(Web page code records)
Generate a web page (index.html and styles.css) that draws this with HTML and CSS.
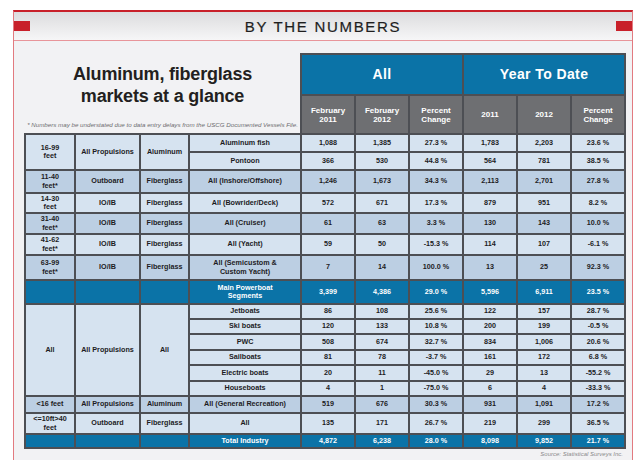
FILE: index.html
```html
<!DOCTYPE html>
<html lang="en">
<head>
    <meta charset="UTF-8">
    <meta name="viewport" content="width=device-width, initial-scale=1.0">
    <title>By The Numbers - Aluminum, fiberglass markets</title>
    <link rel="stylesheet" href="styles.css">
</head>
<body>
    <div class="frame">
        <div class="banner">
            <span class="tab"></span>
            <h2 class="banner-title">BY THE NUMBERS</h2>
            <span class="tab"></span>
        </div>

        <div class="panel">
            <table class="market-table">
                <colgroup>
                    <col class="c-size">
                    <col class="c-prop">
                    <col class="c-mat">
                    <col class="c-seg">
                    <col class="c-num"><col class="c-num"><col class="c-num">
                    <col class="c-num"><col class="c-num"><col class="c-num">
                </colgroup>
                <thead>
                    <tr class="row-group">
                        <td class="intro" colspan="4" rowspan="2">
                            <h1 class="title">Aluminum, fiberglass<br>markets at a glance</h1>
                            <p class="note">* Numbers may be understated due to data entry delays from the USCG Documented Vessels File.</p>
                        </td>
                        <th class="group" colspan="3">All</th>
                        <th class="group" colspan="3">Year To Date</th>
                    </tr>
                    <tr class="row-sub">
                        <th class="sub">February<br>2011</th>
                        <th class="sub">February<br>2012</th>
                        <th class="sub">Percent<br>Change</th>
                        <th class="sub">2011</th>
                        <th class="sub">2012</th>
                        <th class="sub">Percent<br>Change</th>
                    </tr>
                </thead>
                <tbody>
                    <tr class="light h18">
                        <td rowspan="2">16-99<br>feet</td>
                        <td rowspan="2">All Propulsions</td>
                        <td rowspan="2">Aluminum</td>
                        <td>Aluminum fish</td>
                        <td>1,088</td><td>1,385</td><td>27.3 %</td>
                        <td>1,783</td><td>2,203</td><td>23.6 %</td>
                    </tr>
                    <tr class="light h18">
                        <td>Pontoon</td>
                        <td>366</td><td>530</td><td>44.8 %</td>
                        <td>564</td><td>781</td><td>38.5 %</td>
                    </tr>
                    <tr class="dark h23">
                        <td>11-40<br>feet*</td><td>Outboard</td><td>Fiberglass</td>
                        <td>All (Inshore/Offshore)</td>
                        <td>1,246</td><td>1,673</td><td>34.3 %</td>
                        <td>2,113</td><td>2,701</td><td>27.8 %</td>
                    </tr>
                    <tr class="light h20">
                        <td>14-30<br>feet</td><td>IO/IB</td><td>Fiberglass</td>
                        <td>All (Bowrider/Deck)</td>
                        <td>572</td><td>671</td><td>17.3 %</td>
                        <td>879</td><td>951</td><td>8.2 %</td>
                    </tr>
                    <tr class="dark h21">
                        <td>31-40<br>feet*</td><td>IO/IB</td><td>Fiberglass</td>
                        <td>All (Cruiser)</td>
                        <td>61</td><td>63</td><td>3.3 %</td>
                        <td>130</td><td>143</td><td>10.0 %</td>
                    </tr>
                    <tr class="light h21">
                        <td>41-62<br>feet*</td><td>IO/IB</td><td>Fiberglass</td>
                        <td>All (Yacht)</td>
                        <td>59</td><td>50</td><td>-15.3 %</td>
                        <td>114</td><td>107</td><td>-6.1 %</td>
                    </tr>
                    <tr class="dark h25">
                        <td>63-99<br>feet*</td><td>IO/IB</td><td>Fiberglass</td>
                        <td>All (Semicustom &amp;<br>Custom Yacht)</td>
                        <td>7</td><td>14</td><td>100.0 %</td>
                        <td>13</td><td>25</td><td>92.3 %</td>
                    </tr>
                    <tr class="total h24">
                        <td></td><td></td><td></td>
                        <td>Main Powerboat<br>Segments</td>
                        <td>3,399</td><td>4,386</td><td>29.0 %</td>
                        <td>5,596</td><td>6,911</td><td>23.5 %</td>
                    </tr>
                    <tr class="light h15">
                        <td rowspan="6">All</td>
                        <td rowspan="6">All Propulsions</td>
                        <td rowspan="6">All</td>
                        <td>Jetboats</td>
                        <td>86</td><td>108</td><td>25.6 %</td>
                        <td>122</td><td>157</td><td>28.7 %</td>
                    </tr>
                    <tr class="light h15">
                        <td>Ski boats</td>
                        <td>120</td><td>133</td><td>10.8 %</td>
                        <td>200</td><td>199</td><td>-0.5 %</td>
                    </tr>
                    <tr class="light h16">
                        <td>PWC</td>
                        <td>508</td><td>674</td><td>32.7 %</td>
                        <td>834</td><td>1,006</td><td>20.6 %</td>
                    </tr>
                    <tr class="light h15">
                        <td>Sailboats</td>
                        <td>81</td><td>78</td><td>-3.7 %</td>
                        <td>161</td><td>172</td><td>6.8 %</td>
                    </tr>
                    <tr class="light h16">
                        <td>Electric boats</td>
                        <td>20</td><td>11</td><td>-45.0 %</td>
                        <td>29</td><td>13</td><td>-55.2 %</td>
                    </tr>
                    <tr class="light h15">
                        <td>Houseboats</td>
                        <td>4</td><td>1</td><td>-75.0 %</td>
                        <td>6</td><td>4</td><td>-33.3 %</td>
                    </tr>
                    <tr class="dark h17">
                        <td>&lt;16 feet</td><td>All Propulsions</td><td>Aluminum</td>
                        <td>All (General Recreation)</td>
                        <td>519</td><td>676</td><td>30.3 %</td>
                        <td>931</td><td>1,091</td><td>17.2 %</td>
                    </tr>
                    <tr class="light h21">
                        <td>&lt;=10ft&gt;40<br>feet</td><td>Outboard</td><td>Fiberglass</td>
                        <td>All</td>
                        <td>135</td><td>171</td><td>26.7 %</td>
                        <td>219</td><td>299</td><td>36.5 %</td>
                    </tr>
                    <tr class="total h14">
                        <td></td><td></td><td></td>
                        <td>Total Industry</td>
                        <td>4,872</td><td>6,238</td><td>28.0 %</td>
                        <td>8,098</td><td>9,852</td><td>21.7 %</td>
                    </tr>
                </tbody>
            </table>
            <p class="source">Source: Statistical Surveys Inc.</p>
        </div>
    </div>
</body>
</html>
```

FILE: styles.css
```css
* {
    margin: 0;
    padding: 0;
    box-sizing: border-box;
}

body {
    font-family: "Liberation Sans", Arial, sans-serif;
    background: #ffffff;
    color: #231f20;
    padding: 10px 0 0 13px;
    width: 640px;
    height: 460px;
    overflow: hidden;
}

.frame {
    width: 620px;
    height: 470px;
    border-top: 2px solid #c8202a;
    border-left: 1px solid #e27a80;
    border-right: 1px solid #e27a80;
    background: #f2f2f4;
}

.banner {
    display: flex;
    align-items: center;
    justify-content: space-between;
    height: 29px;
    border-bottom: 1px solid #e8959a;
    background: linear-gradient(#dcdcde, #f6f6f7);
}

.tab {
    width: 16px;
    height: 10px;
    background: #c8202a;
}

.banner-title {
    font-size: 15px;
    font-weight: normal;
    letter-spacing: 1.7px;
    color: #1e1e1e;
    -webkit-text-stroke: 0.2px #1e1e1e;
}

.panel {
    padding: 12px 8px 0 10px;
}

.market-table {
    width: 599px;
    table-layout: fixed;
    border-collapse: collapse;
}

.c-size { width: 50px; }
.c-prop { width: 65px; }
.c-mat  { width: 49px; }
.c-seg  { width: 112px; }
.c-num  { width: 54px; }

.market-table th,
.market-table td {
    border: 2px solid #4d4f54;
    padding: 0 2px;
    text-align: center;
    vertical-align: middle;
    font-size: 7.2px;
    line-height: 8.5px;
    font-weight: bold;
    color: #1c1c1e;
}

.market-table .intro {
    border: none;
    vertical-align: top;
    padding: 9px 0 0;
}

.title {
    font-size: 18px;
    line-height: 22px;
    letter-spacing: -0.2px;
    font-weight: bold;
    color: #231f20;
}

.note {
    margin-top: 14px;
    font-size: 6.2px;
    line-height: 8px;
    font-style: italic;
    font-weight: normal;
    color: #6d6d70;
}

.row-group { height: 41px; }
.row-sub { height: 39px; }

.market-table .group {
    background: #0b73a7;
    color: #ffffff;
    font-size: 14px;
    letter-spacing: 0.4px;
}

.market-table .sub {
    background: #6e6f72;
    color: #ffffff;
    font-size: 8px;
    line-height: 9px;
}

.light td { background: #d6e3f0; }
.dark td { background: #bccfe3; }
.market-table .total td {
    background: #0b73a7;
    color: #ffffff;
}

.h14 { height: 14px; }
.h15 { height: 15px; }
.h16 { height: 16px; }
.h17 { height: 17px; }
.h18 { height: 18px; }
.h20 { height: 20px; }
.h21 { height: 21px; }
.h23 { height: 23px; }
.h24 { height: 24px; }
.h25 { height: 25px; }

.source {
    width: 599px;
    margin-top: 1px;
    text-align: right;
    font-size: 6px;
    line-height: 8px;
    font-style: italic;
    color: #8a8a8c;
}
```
* * *
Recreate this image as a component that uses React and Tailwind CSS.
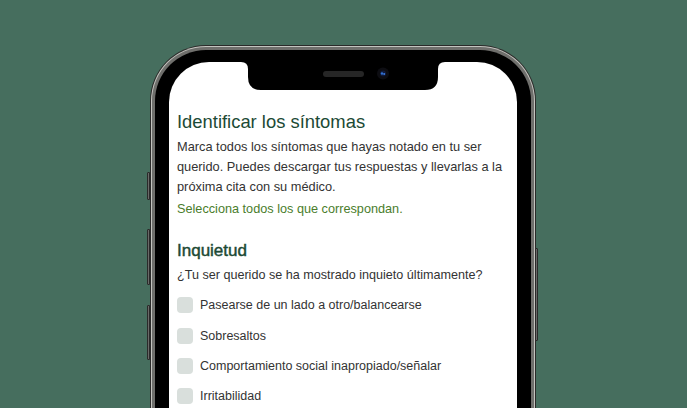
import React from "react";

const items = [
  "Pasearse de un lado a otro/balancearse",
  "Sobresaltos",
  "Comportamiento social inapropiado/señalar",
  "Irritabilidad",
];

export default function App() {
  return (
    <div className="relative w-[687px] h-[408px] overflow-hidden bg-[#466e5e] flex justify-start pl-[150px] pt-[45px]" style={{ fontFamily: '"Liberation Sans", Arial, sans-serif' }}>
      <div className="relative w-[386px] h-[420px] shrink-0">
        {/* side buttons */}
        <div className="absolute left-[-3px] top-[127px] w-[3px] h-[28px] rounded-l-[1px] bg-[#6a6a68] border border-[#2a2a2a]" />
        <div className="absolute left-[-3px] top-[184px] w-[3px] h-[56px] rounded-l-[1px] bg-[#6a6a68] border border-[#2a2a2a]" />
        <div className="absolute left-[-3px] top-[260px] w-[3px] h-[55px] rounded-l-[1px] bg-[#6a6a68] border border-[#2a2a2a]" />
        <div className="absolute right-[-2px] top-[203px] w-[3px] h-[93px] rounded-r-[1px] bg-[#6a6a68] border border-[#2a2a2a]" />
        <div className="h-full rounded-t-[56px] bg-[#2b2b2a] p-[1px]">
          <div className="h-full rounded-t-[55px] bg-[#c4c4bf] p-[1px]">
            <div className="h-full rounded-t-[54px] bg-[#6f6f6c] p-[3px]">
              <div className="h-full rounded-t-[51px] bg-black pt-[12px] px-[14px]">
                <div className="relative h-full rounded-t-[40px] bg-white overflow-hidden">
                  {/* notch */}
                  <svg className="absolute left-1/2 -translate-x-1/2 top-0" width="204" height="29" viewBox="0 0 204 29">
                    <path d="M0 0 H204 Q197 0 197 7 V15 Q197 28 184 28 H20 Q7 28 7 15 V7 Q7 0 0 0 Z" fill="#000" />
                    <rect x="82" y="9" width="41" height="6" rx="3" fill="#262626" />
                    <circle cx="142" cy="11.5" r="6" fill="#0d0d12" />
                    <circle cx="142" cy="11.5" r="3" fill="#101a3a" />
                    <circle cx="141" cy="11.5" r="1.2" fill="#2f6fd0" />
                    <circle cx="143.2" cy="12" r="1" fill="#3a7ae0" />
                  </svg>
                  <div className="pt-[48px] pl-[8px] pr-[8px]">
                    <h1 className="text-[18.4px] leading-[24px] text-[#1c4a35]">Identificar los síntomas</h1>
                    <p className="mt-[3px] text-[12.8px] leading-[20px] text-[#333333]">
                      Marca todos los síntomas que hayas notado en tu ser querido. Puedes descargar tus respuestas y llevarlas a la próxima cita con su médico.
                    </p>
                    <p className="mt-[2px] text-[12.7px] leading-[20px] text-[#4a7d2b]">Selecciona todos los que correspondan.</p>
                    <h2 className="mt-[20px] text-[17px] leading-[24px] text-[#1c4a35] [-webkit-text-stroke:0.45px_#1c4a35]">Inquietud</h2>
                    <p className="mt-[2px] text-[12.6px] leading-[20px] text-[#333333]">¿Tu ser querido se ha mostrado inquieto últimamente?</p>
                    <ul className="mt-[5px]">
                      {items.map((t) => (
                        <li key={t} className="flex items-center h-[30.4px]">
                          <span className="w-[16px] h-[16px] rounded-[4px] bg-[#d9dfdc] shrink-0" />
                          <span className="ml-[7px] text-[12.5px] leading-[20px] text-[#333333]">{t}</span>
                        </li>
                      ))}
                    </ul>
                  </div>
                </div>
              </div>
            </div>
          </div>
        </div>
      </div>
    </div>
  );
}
--
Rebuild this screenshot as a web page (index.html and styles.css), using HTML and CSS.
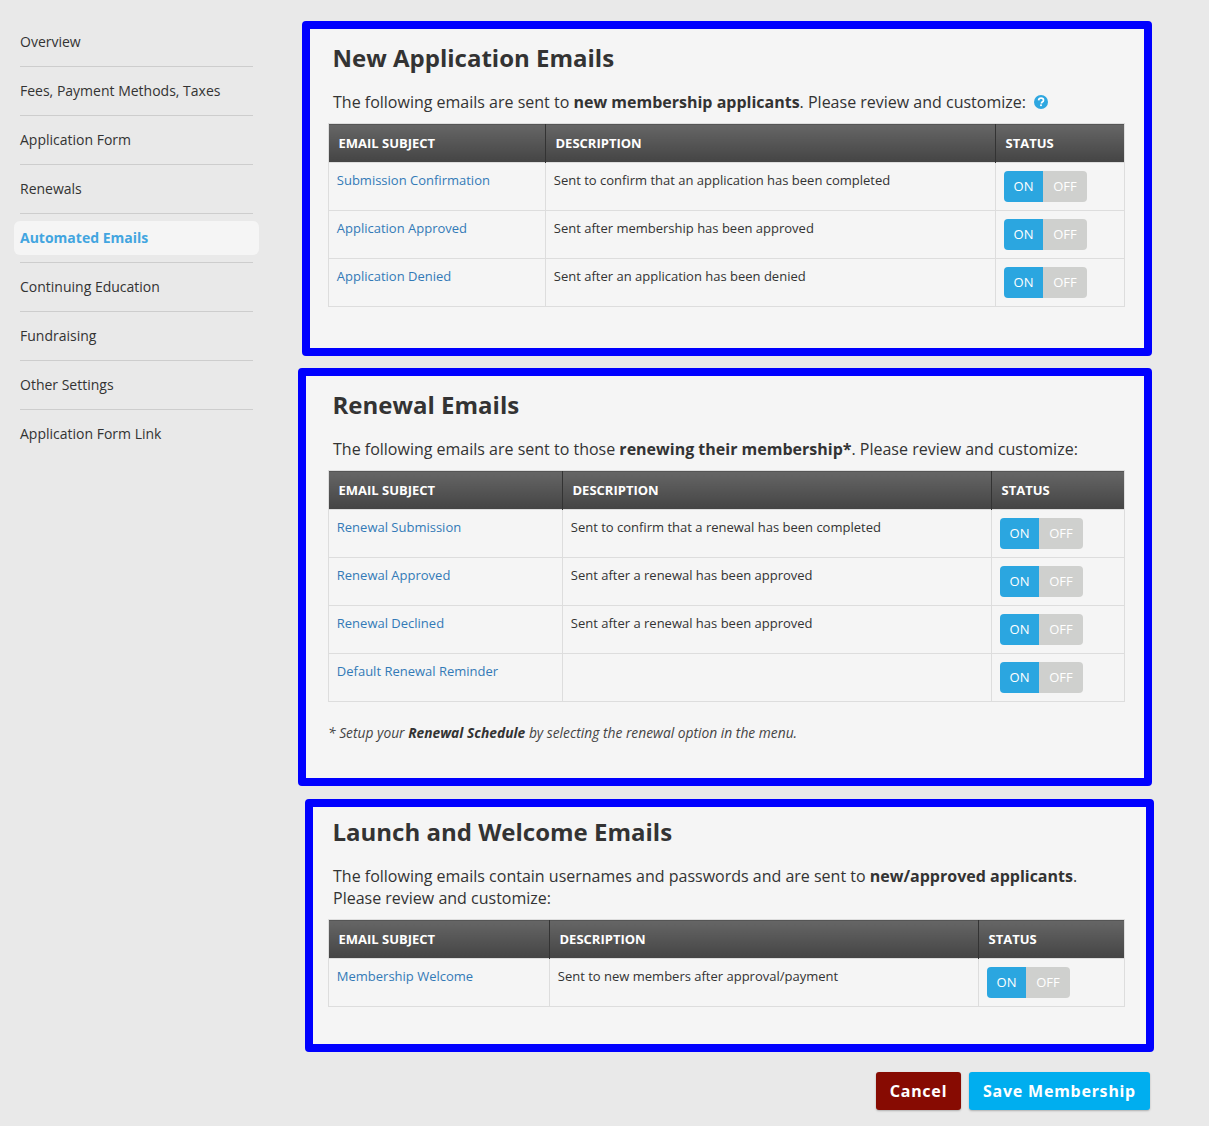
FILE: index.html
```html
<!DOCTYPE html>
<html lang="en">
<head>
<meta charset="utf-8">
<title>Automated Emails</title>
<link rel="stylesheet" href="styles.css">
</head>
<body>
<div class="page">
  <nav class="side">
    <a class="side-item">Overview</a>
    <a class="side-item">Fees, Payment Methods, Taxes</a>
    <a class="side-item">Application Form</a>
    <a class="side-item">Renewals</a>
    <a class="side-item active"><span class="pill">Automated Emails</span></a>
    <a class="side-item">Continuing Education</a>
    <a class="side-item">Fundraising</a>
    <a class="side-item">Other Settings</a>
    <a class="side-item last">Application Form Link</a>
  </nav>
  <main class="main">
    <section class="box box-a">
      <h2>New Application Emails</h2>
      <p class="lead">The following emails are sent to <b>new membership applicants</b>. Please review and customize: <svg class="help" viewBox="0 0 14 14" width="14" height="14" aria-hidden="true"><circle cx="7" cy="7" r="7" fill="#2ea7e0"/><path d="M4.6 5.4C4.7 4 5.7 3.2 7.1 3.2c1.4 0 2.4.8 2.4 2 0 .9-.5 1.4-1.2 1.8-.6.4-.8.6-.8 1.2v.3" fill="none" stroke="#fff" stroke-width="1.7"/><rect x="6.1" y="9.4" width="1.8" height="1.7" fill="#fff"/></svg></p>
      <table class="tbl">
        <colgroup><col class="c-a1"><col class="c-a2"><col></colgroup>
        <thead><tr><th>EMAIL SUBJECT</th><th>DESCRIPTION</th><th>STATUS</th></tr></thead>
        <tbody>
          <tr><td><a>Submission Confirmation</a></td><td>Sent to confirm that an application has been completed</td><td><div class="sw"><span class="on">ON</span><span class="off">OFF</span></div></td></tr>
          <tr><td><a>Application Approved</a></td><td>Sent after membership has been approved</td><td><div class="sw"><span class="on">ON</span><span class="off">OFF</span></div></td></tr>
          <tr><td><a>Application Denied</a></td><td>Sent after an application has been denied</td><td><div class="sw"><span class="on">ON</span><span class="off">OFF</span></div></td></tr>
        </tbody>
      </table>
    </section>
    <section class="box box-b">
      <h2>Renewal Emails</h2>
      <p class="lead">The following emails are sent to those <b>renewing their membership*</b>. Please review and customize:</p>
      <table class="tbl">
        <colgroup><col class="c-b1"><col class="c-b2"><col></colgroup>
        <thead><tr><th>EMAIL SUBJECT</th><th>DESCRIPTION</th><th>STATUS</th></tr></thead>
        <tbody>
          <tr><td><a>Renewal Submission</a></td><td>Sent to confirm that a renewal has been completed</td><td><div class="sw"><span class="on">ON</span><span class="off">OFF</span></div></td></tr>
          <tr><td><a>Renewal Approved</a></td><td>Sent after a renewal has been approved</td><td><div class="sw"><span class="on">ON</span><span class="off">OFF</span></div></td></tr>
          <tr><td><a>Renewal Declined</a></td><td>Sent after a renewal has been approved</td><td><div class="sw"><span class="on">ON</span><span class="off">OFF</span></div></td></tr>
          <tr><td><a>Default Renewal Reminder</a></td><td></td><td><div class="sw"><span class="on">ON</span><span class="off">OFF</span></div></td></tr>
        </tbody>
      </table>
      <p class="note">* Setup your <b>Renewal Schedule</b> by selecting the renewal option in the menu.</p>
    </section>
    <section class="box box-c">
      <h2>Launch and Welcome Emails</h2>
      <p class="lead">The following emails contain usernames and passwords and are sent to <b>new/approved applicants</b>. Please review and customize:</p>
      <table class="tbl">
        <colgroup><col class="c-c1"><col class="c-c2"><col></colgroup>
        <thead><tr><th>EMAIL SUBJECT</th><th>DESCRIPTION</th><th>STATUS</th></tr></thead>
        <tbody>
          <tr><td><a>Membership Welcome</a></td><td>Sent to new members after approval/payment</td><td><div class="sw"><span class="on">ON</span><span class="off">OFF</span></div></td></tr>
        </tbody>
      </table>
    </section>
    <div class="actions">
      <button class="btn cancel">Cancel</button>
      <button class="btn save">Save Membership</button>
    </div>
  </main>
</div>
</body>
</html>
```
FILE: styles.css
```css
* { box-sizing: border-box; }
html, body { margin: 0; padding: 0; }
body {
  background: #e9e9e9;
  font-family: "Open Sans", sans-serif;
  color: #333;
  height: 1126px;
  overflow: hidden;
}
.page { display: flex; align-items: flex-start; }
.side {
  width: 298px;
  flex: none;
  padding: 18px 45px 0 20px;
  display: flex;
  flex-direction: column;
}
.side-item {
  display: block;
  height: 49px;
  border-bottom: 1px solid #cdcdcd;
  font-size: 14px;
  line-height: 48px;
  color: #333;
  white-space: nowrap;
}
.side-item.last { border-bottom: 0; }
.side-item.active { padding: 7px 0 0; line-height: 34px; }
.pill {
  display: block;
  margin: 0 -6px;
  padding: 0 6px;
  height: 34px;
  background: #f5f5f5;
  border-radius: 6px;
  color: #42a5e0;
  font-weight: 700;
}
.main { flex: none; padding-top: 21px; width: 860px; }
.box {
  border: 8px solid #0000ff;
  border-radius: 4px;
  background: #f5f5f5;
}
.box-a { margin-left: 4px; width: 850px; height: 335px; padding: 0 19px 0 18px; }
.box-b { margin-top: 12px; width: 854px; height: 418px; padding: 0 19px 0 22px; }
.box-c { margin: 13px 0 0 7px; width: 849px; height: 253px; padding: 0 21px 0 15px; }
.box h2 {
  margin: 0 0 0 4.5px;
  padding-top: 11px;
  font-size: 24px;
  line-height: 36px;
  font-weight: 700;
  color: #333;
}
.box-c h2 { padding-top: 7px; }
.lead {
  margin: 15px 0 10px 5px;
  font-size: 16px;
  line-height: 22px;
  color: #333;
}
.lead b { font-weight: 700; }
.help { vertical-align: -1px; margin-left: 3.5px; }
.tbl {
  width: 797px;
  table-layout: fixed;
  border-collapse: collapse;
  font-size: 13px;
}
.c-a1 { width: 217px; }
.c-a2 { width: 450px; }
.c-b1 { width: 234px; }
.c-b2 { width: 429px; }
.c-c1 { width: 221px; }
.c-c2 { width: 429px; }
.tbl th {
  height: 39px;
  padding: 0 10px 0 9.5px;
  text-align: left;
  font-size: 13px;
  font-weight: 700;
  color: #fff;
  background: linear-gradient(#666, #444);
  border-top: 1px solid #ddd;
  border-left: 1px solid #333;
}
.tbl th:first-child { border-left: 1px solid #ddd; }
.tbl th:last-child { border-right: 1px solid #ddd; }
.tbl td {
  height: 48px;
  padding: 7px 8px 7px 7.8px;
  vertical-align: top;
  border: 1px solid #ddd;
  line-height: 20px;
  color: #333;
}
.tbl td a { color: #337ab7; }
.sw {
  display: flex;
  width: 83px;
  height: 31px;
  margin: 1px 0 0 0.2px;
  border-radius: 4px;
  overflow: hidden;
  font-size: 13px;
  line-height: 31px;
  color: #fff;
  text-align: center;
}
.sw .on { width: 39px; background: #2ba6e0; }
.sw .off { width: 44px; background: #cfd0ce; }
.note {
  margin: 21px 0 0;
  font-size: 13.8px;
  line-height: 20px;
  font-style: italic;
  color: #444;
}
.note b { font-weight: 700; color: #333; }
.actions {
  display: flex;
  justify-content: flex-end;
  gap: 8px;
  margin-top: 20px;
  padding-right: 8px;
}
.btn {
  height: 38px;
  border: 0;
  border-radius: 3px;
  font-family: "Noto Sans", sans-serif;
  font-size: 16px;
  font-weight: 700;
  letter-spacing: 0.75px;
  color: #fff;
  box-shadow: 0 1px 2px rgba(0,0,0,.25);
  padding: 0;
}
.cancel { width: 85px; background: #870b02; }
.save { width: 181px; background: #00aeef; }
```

Instruction:
How many of the lines above include the string "React"? Answer with the number only.

Full output:
2